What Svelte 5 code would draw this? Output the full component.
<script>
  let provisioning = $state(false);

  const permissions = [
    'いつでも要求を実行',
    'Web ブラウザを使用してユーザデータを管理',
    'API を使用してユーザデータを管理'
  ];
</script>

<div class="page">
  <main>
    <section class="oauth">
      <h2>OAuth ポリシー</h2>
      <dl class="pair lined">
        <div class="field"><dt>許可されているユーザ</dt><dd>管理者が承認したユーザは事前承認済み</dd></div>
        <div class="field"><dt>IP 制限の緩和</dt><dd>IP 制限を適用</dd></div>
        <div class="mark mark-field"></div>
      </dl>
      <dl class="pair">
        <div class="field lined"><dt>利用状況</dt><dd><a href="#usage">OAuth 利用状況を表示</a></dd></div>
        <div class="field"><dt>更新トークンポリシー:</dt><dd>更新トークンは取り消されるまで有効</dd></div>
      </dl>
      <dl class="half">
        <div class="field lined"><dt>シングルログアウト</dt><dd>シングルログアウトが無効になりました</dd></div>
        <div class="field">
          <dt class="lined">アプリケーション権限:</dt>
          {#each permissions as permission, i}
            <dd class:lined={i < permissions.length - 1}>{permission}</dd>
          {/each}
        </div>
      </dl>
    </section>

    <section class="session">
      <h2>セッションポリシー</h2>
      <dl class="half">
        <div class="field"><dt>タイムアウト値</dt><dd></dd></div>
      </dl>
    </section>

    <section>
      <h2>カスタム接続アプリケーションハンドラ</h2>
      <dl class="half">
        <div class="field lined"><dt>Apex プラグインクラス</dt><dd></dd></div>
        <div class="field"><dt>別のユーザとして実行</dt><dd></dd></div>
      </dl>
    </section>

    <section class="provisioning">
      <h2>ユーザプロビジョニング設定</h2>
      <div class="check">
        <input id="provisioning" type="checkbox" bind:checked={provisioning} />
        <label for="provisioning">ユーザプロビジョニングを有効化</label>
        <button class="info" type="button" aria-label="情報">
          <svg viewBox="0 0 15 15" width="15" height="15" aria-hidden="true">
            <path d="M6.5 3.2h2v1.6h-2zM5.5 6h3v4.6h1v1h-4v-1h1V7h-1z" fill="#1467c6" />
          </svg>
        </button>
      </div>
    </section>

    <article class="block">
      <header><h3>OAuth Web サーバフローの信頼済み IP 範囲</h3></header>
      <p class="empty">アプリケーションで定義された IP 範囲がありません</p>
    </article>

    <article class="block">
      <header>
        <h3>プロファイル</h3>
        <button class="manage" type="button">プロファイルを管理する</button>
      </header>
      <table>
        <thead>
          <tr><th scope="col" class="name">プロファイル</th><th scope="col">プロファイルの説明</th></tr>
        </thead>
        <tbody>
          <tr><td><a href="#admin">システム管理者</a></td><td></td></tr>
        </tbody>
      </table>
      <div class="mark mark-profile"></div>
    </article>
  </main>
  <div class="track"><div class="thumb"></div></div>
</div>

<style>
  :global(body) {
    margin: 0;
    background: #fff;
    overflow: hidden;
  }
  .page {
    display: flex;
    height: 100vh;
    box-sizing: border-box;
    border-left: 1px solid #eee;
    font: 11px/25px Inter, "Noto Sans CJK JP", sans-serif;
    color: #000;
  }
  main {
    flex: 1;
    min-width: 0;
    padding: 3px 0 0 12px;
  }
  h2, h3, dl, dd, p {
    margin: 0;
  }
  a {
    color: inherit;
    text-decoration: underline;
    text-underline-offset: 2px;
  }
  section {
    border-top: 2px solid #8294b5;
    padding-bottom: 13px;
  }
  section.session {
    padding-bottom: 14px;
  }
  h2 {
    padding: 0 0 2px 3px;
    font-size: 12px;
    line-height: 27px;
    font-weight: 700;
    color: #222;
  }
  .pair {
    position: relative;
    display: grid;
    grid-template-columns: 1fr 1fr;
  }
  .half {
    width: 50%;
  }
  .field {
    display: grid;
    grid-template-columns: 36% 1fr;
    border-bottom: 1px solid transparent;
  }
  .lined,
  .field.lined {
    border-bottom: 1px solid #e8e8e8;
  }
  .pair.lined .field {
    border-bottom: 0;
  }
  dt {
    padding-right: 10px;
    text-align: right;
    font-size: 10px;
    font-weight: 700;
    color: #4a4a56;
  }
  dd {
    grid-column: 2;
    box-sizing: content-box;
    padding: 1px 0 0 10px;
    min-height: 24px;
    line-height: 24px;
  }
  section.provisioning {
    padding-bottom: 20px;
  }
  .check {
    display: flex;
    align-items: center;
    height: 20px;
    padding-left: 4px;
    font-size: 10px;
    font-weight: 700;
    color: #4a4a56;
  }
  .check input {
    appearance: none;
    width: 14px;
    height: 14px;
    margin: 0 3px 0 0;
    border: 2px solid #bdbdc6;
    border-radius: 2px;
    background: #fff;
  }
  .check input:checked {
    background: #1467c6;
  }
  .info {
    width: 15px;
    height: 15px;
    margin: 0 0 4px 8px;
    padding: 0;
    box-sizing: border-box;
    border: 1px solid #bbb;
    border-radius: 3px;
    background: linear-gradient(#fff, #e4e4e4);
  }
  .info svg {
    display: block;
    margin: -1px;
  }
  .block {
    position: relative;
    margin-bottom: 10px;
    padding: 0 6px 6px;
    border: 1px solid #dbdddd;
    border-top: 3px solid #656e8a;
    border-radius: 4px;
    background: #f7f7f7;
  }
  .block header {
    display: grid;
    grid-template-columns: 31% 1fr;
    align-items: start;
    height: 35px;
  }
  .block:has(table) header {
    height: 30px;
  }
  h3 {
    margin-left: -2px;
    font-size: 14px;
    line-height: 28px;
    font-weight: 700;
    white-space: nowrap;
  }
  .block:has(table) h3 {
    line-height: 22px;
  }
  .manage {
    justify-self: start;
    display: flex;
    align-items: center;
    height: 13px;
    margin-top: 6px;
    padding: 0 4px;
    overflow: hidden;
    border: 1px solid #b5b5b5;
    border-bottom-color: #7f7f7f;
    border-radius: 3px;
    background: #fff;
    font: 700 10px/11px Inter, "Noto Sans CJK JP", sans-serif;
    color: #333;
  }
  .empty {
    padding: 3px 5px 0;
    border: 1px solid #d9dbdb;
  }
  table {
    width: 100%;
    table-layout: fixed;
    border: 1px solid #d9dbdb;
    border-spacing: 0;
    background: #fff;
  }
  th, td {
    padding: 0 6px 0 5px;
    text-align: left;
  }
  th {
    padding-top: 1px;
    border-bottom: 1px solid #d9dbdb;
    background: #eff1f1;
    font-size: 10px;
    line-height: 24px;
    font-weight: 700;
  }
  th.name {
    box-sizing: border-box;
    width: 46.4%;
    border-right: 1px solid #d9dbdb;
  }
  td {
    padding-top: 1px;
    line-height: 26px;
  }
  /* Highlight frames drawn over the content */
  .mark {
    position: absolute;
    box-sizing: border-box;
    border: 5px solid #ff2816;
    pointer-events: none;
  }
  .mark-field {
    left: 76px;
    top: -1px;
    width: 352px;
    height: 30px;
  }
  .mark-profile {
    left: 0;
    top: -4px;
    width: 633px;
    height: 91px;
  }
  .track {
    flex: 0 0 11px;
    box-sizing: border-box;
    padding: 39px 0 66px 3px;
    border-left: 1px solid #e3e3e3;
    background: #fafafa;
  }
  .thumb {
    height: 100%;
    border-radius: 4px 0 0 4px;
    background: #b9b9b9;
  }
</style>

◆ Aim
Transcribe the material above in its entirety. Match it exactly.

◆ Expected answer
What Svelte 5 code would draw this? Output the full component.
<script>
  let provisioning = $state(false);

  const permissions = [
    'いつでも要求を実行',
    'Web ブラウザを使用してユーザデータを管理',
    'API を使用してユーザデータを管理'
  ];
</script>

<div class="page">
  <main>
    <section class="oauth">
      <h2>OAuth ポリシー</h2>
      <dl class="pair lined">
        <div class="field"><dt>許可されているユーザ</dt><dd>管理者が承認したユーザは事前承認済み</dd></div>
        <div class="field"><dt>IP 制限の緩和</dt><dd>IP 制限を適用</dd></div>
        <div class="mark mark-field"></div>
      </dl>
      <dl class="pair">
        <div class="field lined"><dt>利用状況</dt><dd><a href="#usage">OAuth 利用状況を表示</a></dd></div>
        <div class="field"><dt>更新トークンポリシー:</dt><dd>更新トークンは取り消されるまで有効</dd></div>
      </dl>
      <dl class="half">
        <div class="field lined"><dt>シングルログアウト</dt><dd>シングルログアウトが無効になりました</dd></div>
        <div class="field">
          <dt class="lined">アプリケーション権限:</dt>
          {#each permissions as permission, i}
            <dd class:lined={i < permissions.length - 1}>{permission}</dd>
          {/each}
        </div>
      </dl>
    </section>

    <section class="session">
      <h2>セッションポリシー</h2>
      <dl class="half">
        <div class="field"><dt>タイムアウト値</dt><dd></dd></div>
      </dl>
    </section>

    <section>
      <h2>カスタム接続アプリケーションハンドラ</h2>
      <dl class="half">
        <div class="field lined"><dt>Apex プラグインクラス</dt><dd></dd></div>
        <div class="field"><dt>別のユーザとして実行</dt><dd></dd></div>
      </dl>
    </section>

    <section class="provisioning">
      <h2>ユーザプロビジョニング設定</h2>
      <div class="check">
        <input id="provisioning" type="checkbox" bind:checked={provisioning} />
        <label for="provisioning">ユーザプロビジョニングを有効化</label>
        <button class="info" type="button" aria-label="情報">
          <svg viewBox="0 0 15 15" width="15" height="15" aria-hidden="true">
            <path d="M6.5 3.2h2v1.6h-2zM5.5 6h3v4.6h1v1h-4v-1h1V7h-1z" fill="#1467c6" />
          </svg>
        </button>
      </div>
    </section>

    <article class="block">
      <header><h3>OAuth Web サーバフローの信頼済み IP 範囲</h3></header>
      <p class="empty">アプリケーションで定義された IP 範囲がありません</p>
    </article>

    <article class="block">
      <header>
        <h3>プロファイル</h3>
        <button class="manage" type="button">プロファイルを管理する</button>
      </header>
      <table>
        <thead>
          <tr><th scope="col" class="name">プロファイル</th><th scope="col">プロファイルの説明</th></tr>
        </thead>
        <tbody>
          <tr><td><a href="#admin">システム管理者</a></td><td></td></tr>
        </tbody>
      </table>
      <div class="mark mark-profile"></div>
    </article>
  </main>
  <div class="track"><div class="thumb"></div></div>
</div>

<style>
  :global(body) {
    margin: 0;
    background: #fff;
    overflow: hidden;
  }
  .page {
    display: flex;
    height: 100vh;
    box-sizing: border-box;
    border-left: 1px solid #eee;
    font: 11px/25px Inter, "Noto Sans CJK JP", sans-serif;
    color: #000;
  }
  main {
    flex: 1;
    min-width: 0;
    padding: 3px 0 0 12px;
  }
  h2, h3, dl, dd, p {
    margin: 0;
  }
  a {
    color: inherit;
    text-decoration: underline;
    text-underline-offset: 2px;
  }
  section {
    border-top: 2px solid #8294b5;
    padding-bottom: 13px;
  }
  section.session {
    padding-bottom: 14px;
  }
  h2 {
    padding: 0 0 2px 3px;
    font-size: 12px;
    line-height: 27px;
    font-weight: 700;
    color: #222;
  }
  .pair {
    position: relative;
    display: grid;
    grid-template-columns: 1fr 1fr;
  }
  .half {
    width: 50%;
  }
  .field {
    display: grid;
    grid-template-columns: 36% 1fr;
    border-bottom: 1px solid transparent;
  }
  .lined,
  .field.lined {
    border-bottom: 1px solid #e8e8e8;
  }
  .pair.lined .field {
    border-bottom: 0;
  }
  dt {
    padding-right: 10px;
    text-align: right;
    font-size: 10px;
    font-weight: 700;
    color: #4a4a56;
  }
  dd {
    grid-column: 2;
    box-sizing: content-box;
    padding: 1px 0 0 10px;
    min-height: 24px;
    line-height: 24px;
  }
  section.provisioning {
    padding-bottom: 20px;
  }
  .check {
    display: flex;
    align-items: center;
    height: 20px;
    padding-left: 4px;
    font-size: 10px;
    font-weight: 700;
    color: #4a4a56;
  }
  .check input {
    appearance: none;
    width: 14px;
    height: 14px;
    margin: 0 3px 0 0;
    border: 2px solid #bdbdc6;
    border-radius: 2px;
    background: #fff;
  }
  .check input:checked {
    background: #1467c6;
  }
  .info {
    width: 15px;
    height: 15px;
    margin: 0 0 4px 8px;
    padding: 0;
    box-sizing: border-box;
    border: 1px solid #bbb;
    border-radius: 3px;
    background: linear-gradient(#fff, #e4e4e4);
  }
  .info svg {
    display: block;
    margin: -1px;
  }
  .block {
    position: relative;
    margin-bottom: 10px;
    padding: 0 6px 6px;
    border: 1px solid #dbdddd;
    border-top: 3px solid #656e8a;
    border-radius: 4px;
    background: #f7f7f7;
  }
  .block header {
    display: grid;
    grid-template-columns: 31% 1fr;
    align-items: start;
    height: 35px;
  }
  .block:has(table) header {
    height: 30px;
  }
  h3 {
    margin-left: -2px;
    font-size: 14px;
    line-height: 28px;
    font-weight: 700;
    white-space: nowrap;
  }
  .block:has(table) h3 {
    line-height: 22px;
  }
  .manage {
    justify-self: start;
    display: flex;
    align-items: center;
    height: 13px;
    margin-top: 6px;
    padding: 0 4px;
    overflow: hidden;
    border: 1px solid #b5b5b5;
    border-bottom-color: #7f7f7f;
    border-radius: 3px;
    background: #fff;
    font: 700 10px/11px Inter, "Noto Sans CJK JP", sans-serif;
    color: #333;
  }
  .empty {
    padding: 3px 5px 0;
    border: 1px solid #d9dbdb;
  }
  table {
    width: 100%;
    table-layout: fixed;
    border: 1px solid #d9dbdb;
    border-spacing: 0;
    background: #fff;
  }
  th, td {
    padding: 0 6px 0 5px;
    text-align: left;
  }
  th {
    padding-top: 1px;
    border-bottom: 1px solid #d9dbdb;
    background: #eff1f1;
    font-size: 10px;
    line-height: 24px;
    font-weight: 700;
  }
  th.name {
    box-sizing: border-box;
    width: 46.4%;
    border-right: 1px solid #d9dbdb;
  }
  td {
    padding-top: 1px;
    line-height: 26px;
  }
  /* Highlight frames drawn over the content */
  .mark {
    position: absolute;
    box-sizing: border-box;
    border: 5px solid #ff2816;
    pointer-events: none;
  }
  .mark-field {
    left: 76px;
    top: -1px;
    width: 352px;
    height: 30px;
  }
  .mark-profile {
    left: 0;
    top: -4px;
    width: 633px;
    height: 91px;
  }
  .track {
    flex: 0 0 11px;
    box-sizing: border-box;
    padding: 39px 0 66px 3px;
    border-left: 1px solid #e3e3e3;
    background: #fafafa;
  }
  .thumb {
    height: 100%;
    border-radius: 4px 0 0 4px;
    background: #b9b9b9;
  }
</style>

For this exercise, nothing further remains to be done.